Jesus’ ministry is now being carried on by his disciples in his name, with the same astonishing results. And here we have another story of a body being raised up. A real, physical body. Taking him by the right hand, he helped him up, and instantly the man’s feet and ankles became strong. He jumped to his feet and began to walk.
That’s the difference Easter makes in the real physical world. And it continues to this day. Last Thursday I came across another example. We had a Board of Trustees meeting at Koputai Lodge, and our manager had arranged for one of the residents of the Lodge to come and tell us his story. He was now better and leaving us to go and live in a flat near family.
This man had been quite unwell, and had needed treatment at Wakari. After that, he didn’t feel ready to move straight back into the community, so he had come to us at Koputai for some months. As I heard his story I realised that I had met him very early on in his time with us, but up until this point of his story I hadn’t recognised him. He seemed so different.

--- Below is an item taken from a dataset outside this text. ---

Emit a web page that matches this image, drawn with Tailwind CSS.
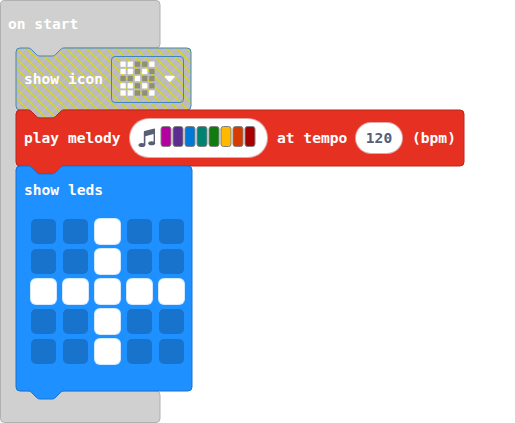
<!DOCTYPE html>
<html lang="en">
<head>
<meta charset="utf-8">
<title>Blocks</title>
<script src="https://cdn.jsdelivr.net/npm/@tailwindcss/browser@4"></script>
</head>
<body class="bg-white overflow-hidden">
<main class="relative isolate w-[515px] h-[423px] overflow-hidden font-['DejaVu_Sans_Mono',monospace] font-bold text-[14.6px] leading-[18px] text-white whitespace-nowrap">
  <svg class="absolute left-0 top-0 -z-10" width="515" height="423" fill="none">
    <defs>
      <pattern id="hatch" x="16" y="48" width="10" height="10" patternUnits="userSpaceOnUse">
        <rect width="10" height="10" fill="#bbb"/>
        <path d="M0 0L10 10M10 0L0 10" stroke="#d8d820"/>
      </pattern>
    </defs>
    <path d="M4.500 .5H156a4 4 0 0 1 4 4V44a4 4 0 0 1-4 4H64V58H20V391H156a4 4 0 0 1 4 4V418.500a4 4 0 0 1-4 4H4.500a4 4 0 0 1-4-4V4.500a4 4 0 0 1 4-4Z" fill="#d0d0d0" stroke="#b0b0b0"/>
    <path d="M28 47H65L52 57H40Z" fill="#d0d0d0"/>
    <path d="M16 52a4 4 0 0 1 4-4h8c2 0 3 1 4 2l4 4c1 1 2 2 4 2h12c2 0 3-1 4-2l4-4c1-1 2-2 4-2H187a4 4 0 0 1 4 4V106a4 4 0 0 1-4 4H64c-2 0-3 1-4 2l-4 4c-1 1-2 2-4 2H40c-2 0-3-1-4-2l-4-4c-1-1-2-2-4-2H20a4 4 0 0 1-4-4Z" fill="url(#hatch)" stroke="#3f86c0"/>
    <path d="M16 114a4 4 0 0 1 4-4h8c2 0 3 1 4 2l4 4c1 1 2 2 4 2h12c2 0 3-1 4-2l4-4c1-1 2-2 4-2H460a4 4 0 0 1 4 4V162a4 4 0 0 1-4 4H64c-2 0-3 1-4 2l-4 4c-1 1-2 2-4 2H40c-2 0-3-1-4-2l-4-4c-1-1-2-2-4-2H20a4 4 0 0 1-4-4Z" fill="#e63022" stroke="#b8261b"/>
    <path d="M16 170a4 4 0 0 1 4-4h8c2 0 3 1 4 2l4 4c1 1 2 2 4 2h12c2 0 3-1 4-2l4-4c1-1 2-2 4-2H188a4 4 0 0 1 4 4V387a4 4 0 0 1-4 4H64c-2 0-3 1-4 2l-4 4c-1 1-2 2-4 2H40c-2 0-3-1-4-2l-4-4c-1-1-2-2-4-2H20a4 4 0 0 1-4-4Z" fill="#1e90ff" stroke="#1873cc"/>
  </svg>

  <div class="h-12 pl-2 pt-[15px]">on start</div>

  <section class="ml-4 h-[62px] w-[176px] pl-2 flex items-center">
    <span class="w-[87px]">show icon</span>
    <div class="w-[73px] h-[47px] rounded-[4px] border-[1.5px] border-[#3f86c0] flex items-center pl-2">
      <svg width="36" height="36" viewBox="0 0 36 36">
        <path fill="#8f8f78" stroke="#8f8f78" stroke-opacity=".3" d="M15 .7h5v5h-5zM22.200 .7h5v5h-5zM15 7.900h5v5h-5zM29.400 7.900h5v5h-5zM.6 15.100h5v5h-5zM7.800 15.100h5v5h-5zM22.200 15.100h5v5h-5zM29.400 15.100h5v5h-5zM15 22.300h5v5h-5zM29.400 22.300h5v5h-5zM15 29.500h5v5h-5zM22.200 29.500h5v5h-5z"/>
        <path fill="#fff" stroke="#fff" stroke-opacity=".3" d="M.6 .7h5v5h-5zM7.800 .7h5v5h-5zM29.400 .7h5v5h-5zM.6 7.900h5v5h-5zM7.800 7.900h5v5h-5zM22.200 7.900h5v5h-5zM15 15.100h5v5h-5zM.6 22.300h5v5h-5zM7.800 22.300h5v5h-5zM22.200 22.300h5v5h-5zM.6 29.500h5v5h-5zM7.800 29.500h5v5h-5zM29.400 29.500h5v5h-5z"/>
      </svg>
      <svg class="ml-2" width="12" height="8" viewBox="0 0 12 8"><path d="M1.500 .8h8.400q1.500 0 .5 1.500L6.900 6.200q-1.200 1.200-2.400 0L1 2.300Q0 .8 1.500 .8Z" fill="#fff"/></svg>
    </div>
  </section>

  <section class="ml-4 h-14 w-[448px] pl-2 flex items-center">
    <span class="w-[105px]">play melody</span>
    <div class="w-[139px] h-10 rounded-full bg-white border border-[#b8261b]/40 flex items-center pl-2">
      <svg width="18" height="20" viewBox="0 0 18 20" fill="#575e75"><path d="M5.800 3.700Q6 3.200 6.500 3L16.300 .5Q17 .4 17 1V15H15.600V6L7.400 8.200V17H5.800Z"/><ellipse cx="3.900" cy="17" rx="3.400" ry="2"/><ellipse cx="13.700" cy="15.200" rx="3.400" ry="2"/></svg>
      <div class="flex gap-px ml-1 -mt-1 translate-x-[0.5px]">
        <i class="w-[11px] h-[21px] rounded-[3px] border border-[#808080] bg-[#b4009e]"></i>
        <i class="w-[11px] h-[21px] rounded-[3px] border border-[#808080] bg-[#5c2d91]"></i>
        <i class="w-[11px] h-[21px] rounded-[3px] border border-[#808080] bg-[#0078d7]"></i>
        <i class="w-[11px] h-[21px] rounded-[3px] border border-[#808080] bg-[#008272]"></i>
        <i class="w-[11px] h-[21px] rounded-[3px] border border-[#808080] bg-[#107c10]"></i>
        <i class="w-[11px] h-[21px] rounded-[3px] border border-[#808080] bg-[#ffb900]"></i>
        <i class="w-[11px] h-[21px] rounded-[3px] border border-[#808080] bg-[#d83b01]"></i>
        <i class="w-[11px] h-[21px] rounded-[3px] border border-[#808080] bg-[#a80000]"></i>
      </div>
    </div>
    <span class="w-[87px] pl-[9px]">at tempo</span>
    <div class="w-12 h-8 rounded-full bg-white border border-[#b8261b]/40 text-[#575e75] flex items-center justify-center">120</div>
    <span class="pl-[9px]">(bpm)</span>
  </section>

  <section class="ml-4 h-[225px] w-[176px] pl-2 pt-[15px]">
    <div class="h-[37px]">show leds</div>
    <div class="ml-[6px] grid grid-cols-[repeat(5,27px)] auto-rows-[27px] gap-x-[5px] gap-y-[3px]" id="leds"></div>
  </section>
</main>
<script>
  const rows = ['..#..', '..#..', '#####', '..#..', '..#..'];
  document.getElementById('leds').innerHTML = rows.join('').split('').map(c => c === '#'
    ? '<i class="rounded-[6px] bg-white border border-[#a5d3ff]/50"></i>'
    : '<i class="m-px rounded-[5px] bg-[#1873cc]"></i>').join('');
</script>
</body>
</html>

He spoke very highly of all that Koputai had done for him; and then I asked him to sum it all up. In a nutshell, what was it that Koputai did for you? Well, he said, I was really down when I came here, but Koputai has put me back on my feet.” I can’t say the bells rung for me immediately – it’s a common enough figure of speech, after all. But they certainly did later that evening when I picked up my bible to start thinking about today’s readings.
“Koputai has put me back on my feet.” That is exactly what happened to the beggar outside the temple gate. He was put back on his feet. That’s resurrection, that’s Easter in action. – in
Easter is all around us, today and every day, here and everywhere. Our job is to see it, and tell the world about it. Amen.